◆ Material provided
>> Begin

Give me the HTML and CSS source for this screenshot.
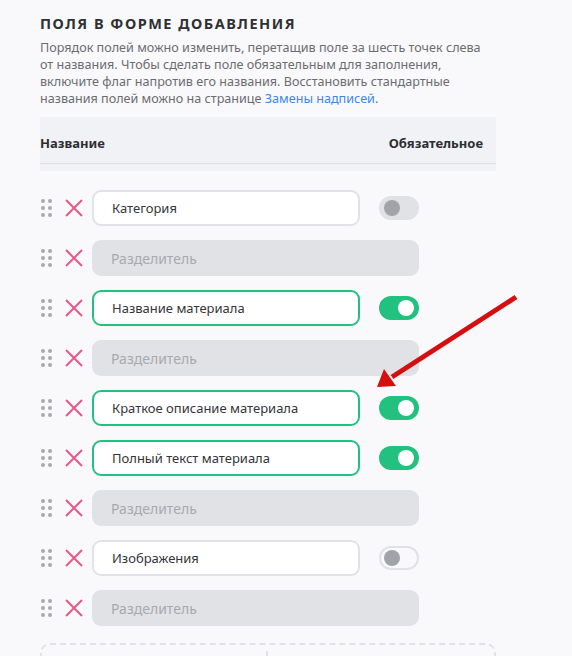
FILE: index.html
```html
<!DOCTYPE html>
<html lang="ru">
<head>
<meta charset="utf-8">
<link rel="stylesheet" href="styles.css">
</head>
<body>
<div class="page">
  <h2 class="title">ПОЛЯ В ФОРМЕ ДОБАВЛЕНИЯ</h2>
  <p class="desc">Порядок полей можно изменить, перетащив поле за шесть точек слева от названия. Чтобы сделать поле обязательным для заполнения, включите флаг напротив его названия. Восстановить стандартные названия полей можно на странице <a class="link" href="#">Замены надписей</a>.</p>
  <div class="thead">
    <div class="thead-row"><span>Название</span><span>Обязательное</span></div>
  </div>
  <div class="rows">
    <div class="row">
      <span class="handle"><i></i><i></i><i></i><i></i><i></i><i></i></span>
      <svg class="del" viewBox="0 0 18 18"><path d="M1 1L17 17M17 1L1 17"/></svg>
      <div class="field">Категория</div>
      <span class="toggle"></span>
    </div>
    <div class="row">
      <span class="handle"><i></i><i></i><i></i><i></i><i></i><i></i></span>
      <svg class="del" viewBox="0 0 18 18"><path d="M1 1L17 17M17 1L1 17"/></svg>
      <div class="sep">Разделитель</div>
    </div>
    <div class="row">
      <span class="handle"><i></i><i></i><i></i><i></i><i></i><i></i></span>
      <svg class="del" viewBox="0 0 18 18"><path d="M1 1L17 17M17 1L1 17"/></svg>
      <div class="field on">Название материала</div>
      <span class="toggle on"></span>
    </div>
    <div class="row">
      <span class="handle"><i></i><i></i><i></i><i></i><i></i><i></i></span>
      <svg class="del" viewBox="0 0 18 18"><path d="M1 1L17 17M17 1L1 17"/></svg>
      <div class="sep">Разделитель</div>
    </div>
    <div class="row">
      <span class="handle"><i></i><i></i><i></i><i></i><i></i><i></i></span>
      <svg class="del" viewBox="0 0 18 18"><path d="M1 1L17 17M17 1L1 17"/></svg>
      <div class="field on">Краткое описание материала</div>
      <span class="toggle on"></span>
    </div>
    <div class="row">
      <span class="handle"><i></i><i></i><i></i><i></i><i></i><i></i></span>
      <svg class="del" viewBox="0 0 18 18"><path d="M1 1L17 17M17 1L1 17"/></svg>
      <div class="field on">Полный текст материала</div>
      <span class="toggle on"></span>
    </div>
    <div class="row">
      <span class="handle"><i></i><i></i><i></i><i></i><i></i><i></i></span>
      <svg class="del" viewBox="0 0 18 18"><path d="M1 1L17 17M17 1L1 17"/></svg>
      <div class="sep">Разделитель</div>
    </div>
    <div class="row">
      <span class="handle"><i></i><i></i><i></i><i></i><i></i><i></i></span>
      <svg class="del" viewBox="0 0 18 18"><path d="M1 1L17 17M17 1L1 17"/></svg>
      <div class="field">Изображения</div>
      <span class="toggle outline"></span>
    </div>
    <div class="row">
      <span class="handle"><i></i><i></i><i></i><i></i><i></i><i></i></span>
      <svg class="del" viewBox="0 0 18 18"><path d="M1 1L17 17M17 1L1 17"/></svg>
      <div class="sep">Разделитель</div>
    </div>
  </div>
  <div class="dropzone"><div class="dz-cell"></div><div class="dz-cell"></div></div>
</div>
<svg class="arrow" viewBox="0 0 572 656" width="572" height="656">
  <line x1="516" y1="297" x2="392" y2="377" stroke="#d50f0f" stroke-width="5" stroke-linecap="butt"/>
  <polygon points="377,387 384,369 396,386" fill="#d50f0f"/>
</svg>
</body>
</html>
```

FILE: styles.css
```css
html, body {
  margin: 0;
  padding: 0;
  background: #f9f9fb;
}
body {
  width: 572px;
  height: 656px;
  overflow: hidden;
  position: relative;
  font-family: "Noto Sans", "Open Sans", sans-serif;
  color: #333;
}
.page {
  padding: 12px 0 0 40px;
  width: 456px;
}
.title {
  margin: 0;
  font-size: 14.5px;
  font-weight: 700;
  letter-spacing: 1.5px;
  color: #2f3033;
  line-height: 22px;
}
.desc {
  margin: 5px 0 0;
  font-size: 12.6px;
  line-height: 17px;
  color: #6b6c70;
}
.link {
  display: inline-block;
  color: #3b87ef;
  text-decoration: none;
}
.thead {
  margin-top: 10px;
  background: #f1f2f5;
  height: 54px;
}
.thead-row {
  height: 47px;
  border-bottom: 1px solid #dfe0e4;
  display: flex;
  justify-content: space-between;
  align-items: center;
  padding: 6px 13px 0 0;
  box-sizing: border-box;
  font-size: 13px;
  font-weight: 700;
  color: #2d2e31;
}
.rows {
  margin-top: 19px;
  display: flex;
  flex-direction: column;
  gap: 14px;
}
.row {
  display: flex;
  align-items: center;
  height: 36px;
}
.handle {
  display: grid;
  grid-template-columns: 4px 4px;
  column-gap: 3px;
  row-gap: 3px;
  width: 12px;
  margin-left: 1px;
}
.handle i {
  display: block;
  width: 4px;
  height: 4px;
  border-radius: 50%;
  background: #a8a9ad;
}
.del {
  width: 18px;
  height: 18px;
  margin-left: 12px;
  flex: none;
}
.del path {
  stroke: #e9578a;
  stroke-width: 2;
  fill: none;
}
.field {
  margin-left: 9px;
  width: 268px;
  height: 36px;
  box-sizing: border-box;
  border: 2px solid #e1e2e6;
  border-radius: 9px;
  background: #fff;
  padding-left: 18px;
  display: flex;
  align-items: center;
  font-size: 13px;
  color: #343538;
}
.field.on {
  border-color: #22c17f;
}
.sep {
  margin-left: 9px;
  width: 327px;
  height: 36px;
  box-sizing: border-box;
  border-radius: 9px;
  background: #e1e2e6;
  padding-left: 19px;
  display: flex;
  align-items: center;
  font-size: 14px;
  color: #a8a9ae;
}
.toggle {
  margin-left: 19px;
  width: 40px;
  height: 24px;
  box-sizing: border-box;
  border-radius: 12px;
  background: #e1e2e6;
  position: relative;
  flex: none;
}
.toggle::after {
  content: "";
  position: absolute;
  left: 5px;
  top: 4px;
  width: 16px;
  height: 16px;
  border-radius: 50%;
  background: #a2a3a8;
}
.toggle.on {
  background: #22c17f;
}
.toggle.on::after {
  left: 19px;
  background: #fff;
}
.toggle.outline {
  background: #f9f9fb;
  border: 2px solid #e1e2e6;
}
.toggle.outline::after {
  left: 3px;
  top: 2px;
}
.dropzone {
  margin-top: 17px;
  height: 40px;
  border: 2px dashed #e1e2e6;
  border-radius: 10px;
  box-sizing: border-box;
  display: grid;
  grid-template-columns: 226px 1fr;
  padding-top: 6px;
}
.dz-cell:first-child {
  border-right: 2px solid #e1e2e6;
}
.arrow {
  position: absolute;
  left: 0;
  top: 0;
  pointer-events: none;
}
```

>> End

◆ Instructions to follow
Repeat verbatim all the material, but not the pictures.

◆ Result
Give me the HTML and CSS source for this screenshot.
FILE: index.html
```html
<!DOCTYPE html>
<html lang="ru">
<head>
<meta charset="utf-8">
<link rel="stylesheet" href="styles.css">
</head>
<body>
<div class="page">
  <h2 class="title">ПОЛЯ В ФОРМЕ ДОБАВЛЕНИЯ</h2>
  <p class="desc">Порядок полей можно изменить, перетащив поле за шесть точек слева от названия. Чтобы сделать поле обязательным для заполнения, включите флаг напротив его названия. Восстановить стандартные названия полей можно на странице <a class="link" href="#">Замены надписей</a>.</p>
  <div class="thead">
    <div class="thead-row"><span>Название</span><span>Обязательное</span></div>
  </div>
  <div class="rows">
    <div class="row">
      <span class="handle"><i></i><i></i><i></i><i></i><i></i><i></i></span>
      <svg class="del" viewBox="0 0 18 18"><path d="M1 1L17 17M17 1L1 17"/></svg>
      <div class="field">Категория</div>
      <span class="toggle"></span>
    </div>
    <div class="row">
      <span class="handle"><i></i><i></i><i></i><i></i><i></i><i></i></span>
      <svg class="del" viewBox="0 0 18 18"><path d="M1 1L17 17M17 1L1 17"/></svg>
      <div class="sep">Разделитель</div>
    </div>
    <div class="row">
      <span class="handle"><i></i><i></i><i></i><i></i><i></i><i></i></span>
      <svg class="del" viewBox="0 0 18 18"><path d="M1 1L17 17M17 1L1 17"/></svg>
      <div class="field on">Название материала</div>
      <span class="toggle on"></span>
    </div>
    <div class="row">
      <span class="handle"><i></i><i></i><i></i><i></i><i></i><i></i></span>
      <svg class="del" viewBox="0 0 18 18"><path d="M1 1L17 17M17 1L1 17"/></svg>
      <div class="sep">Разделитель</div>
    </div>
    <div class="row">
      <span class="handle"><i></i><i></i><i></i><i></i><i></i><i></i></span>
      <svg class="del" viewBox="0 0 18 18"><path d="M1 1L17 17M17 1L1 17"/></svg>
      <div class="field on">Краткое описание материала</div>
      <span class="toggle on"></span>
    </div>
    <div class="row">
      <span class="handle"><i></i><i></i><i></i><i></i><i></i><i></i></span>
      <svg class="del" viewBox="0 0 18 18"><path d="M1 1L17 17M17 1L1 17"/></svg>
      <div class="field on">Полный текст материала</div>
      <span class="toggle on"></span>
    </div>
    <div class="row">
      <span class="handle"><i></i><i></i><i></i><i></i><i></i><i></i></span>
      <svg class="del" viewBox="0 0 18 18"><path d="M1 1L17 17M17 1L1 17"/></svg>
      <div class="sep">Разделитель</div>
    </div>
    <div class="row">
      <span class="handle"><i></i><i></i><i></i><i></i><i></i><i></i></span>
      <svg class="del" viewBox="0 0 18 18"><path d="M1 1L17 17M17 1L1 17"/></svg>
      <div class="field">Изображения</div>
      <span class="toggle outline"></span>
    </div>
    <div class="row">
      <span class="handle"><i></i><i></i><i></i><i></i><i></i><i></i></span>
      <svg class="del" viewBox="0 0 18 18"><path d="M1 1L17 17M17 1L1 17"/></svg>
      <div class="sep">Разделитель</div>
    </div>
  </div>
  <div class="dropzone"><div class="dz-cell"></div><div class="dz-cell"></div></div>
</div>
<svg class="arrow" viewBox="0 0 572 656" width="572" height="656">
  <line x1="516" y1="297" x2="392" y2="377" stroke="#d50f0f" stroke-width="5" stroke-linecap="butt"/>
  <polygon points="377,387 384,369 396,386" fill="#d50f0f"/>
</svg>
</body>
</html>
```

FILE: styles.css
```css
html, body {
  margin: 0;
  padding: 0;
  background: #f9f9fb;
}
body {
  width: 572px;
  height: 656px;
  overflow: hidden;
  position: relative;
  font-family: "Noto Sans", "Open Sans", sans-serif;
  color: #333;
}
.page {
  padding: 12px 0 0 40px;
  width: 456px;
}
.title {
  margin: 0;
  font-size: 14.5px;
  font-weight: 700;
  letter-spacing: 1.5px;
  color: #2f3033;
  line-height: 22px;
}
.desc {
  margin: 5px 0 0;
  font-size: 12.6px;
  line-height: 17px;
  color: #6b6c70;
}
.link {
  display: inline-block;
  color: #3b87ef;
  text-decoration: none;
}
.thead {
  margin-top: 10px;
  background: #f1f2f5;
  height: 54px;
}
.thead-row {
  height: 47px;
  border-bottom: 1px solid #dfe0e4;
  display: flex;
  justify-content: space-between;
  align-items: center;
  padding: 6px 13px 0 0;
  box-sizing: border-box;
  font-size: 13px;
  font-weight: 700;
  color: #2d2e31;
}
.rows {
  margin-top: 19px;
  display: flex;
  flex-direction: column;
  gap: 14px;
}
.row {
  display: flex;
  align-items: center;
  height: 36px;
}
.handle {
  display: grid;
  grid-template-columns: 4px 4px;
  column-gap: 3px;
  row-gap: 3px;
  width: 12px;
  margin-left: 1px;
}
.handle i {
  display: block;
  width: 4px;
  height: 4px;
  border-radius: 50%;
  background: #a8a9ad;
}
.del {
  width: 18px;
  height: 18px;
  margin-left: 12px;
  flex: none;
}
.del path {
  stroke: #e9578a;
  stroke-width: 2;
  fill: none;
}
.field {
  margin-left: 9px;
  width: 268px;
  height: 36px;
  box-sizing: border-box;
  border: 2px solid #e1e2e6;
  border-radius: 9px;
  background: #fff;
  padding-left: 18px;
  display: flex;
  align-items: center;
  font-size: 13px;
  color: #343538;
}
.field.on {
  border-color: #22c17f;
}
.sep {
  margin-left: 9px;
  width: 327px;
  height: 36px;
  box-sizing: border-box;
  border-radius: 9px;
  background: #e1e2e6;
  padding-left: 19px;
  display: flex;
  align-items: center;
  font-size: 14px;
  color: #a8a9ae;
}
.toggle {
  margin-left: 19px;
  width: 40px;
  height: 24px;
  box-sizing: border-box;
  border-radius: 12px;
  background: #e1e2e6;
  position: relative;
  flex: none;
}
.toggle::after {
  content: "";
  position: absolute;
  left: 5px;
  top: 4px;
  width: 16px;
  height: 16px;
  border-radius: 50%;
  background: #a2a3a8;
}
.toggle.on {
  background: #22c17f;
}
.toggle.on::after {
  left: 19px;
  background: #fff;
}
.toggle.outline {
  background: #f9f9fb;
  border: 2px solid #e1e2e6;
}
.toggle.outline::after {
  left: 3px;
  top: 2px;
}
.dropzone {
  margin-top: 17px;
  height: 40px;
  border: 2px dashed #e1e2e6;
  border-radius: 10px;
  box-sizing: border-box;
  display: grid;
  grid-template-columns: 226px 1fr;
  padding-top: 6px;
}
.dz-cell:first-child {
  border-right: 2px solid #e1e2e6;
}
.arrow {
  position: absolute;
  left: 0;
  top: 0;
  pointer-events: none;
}
```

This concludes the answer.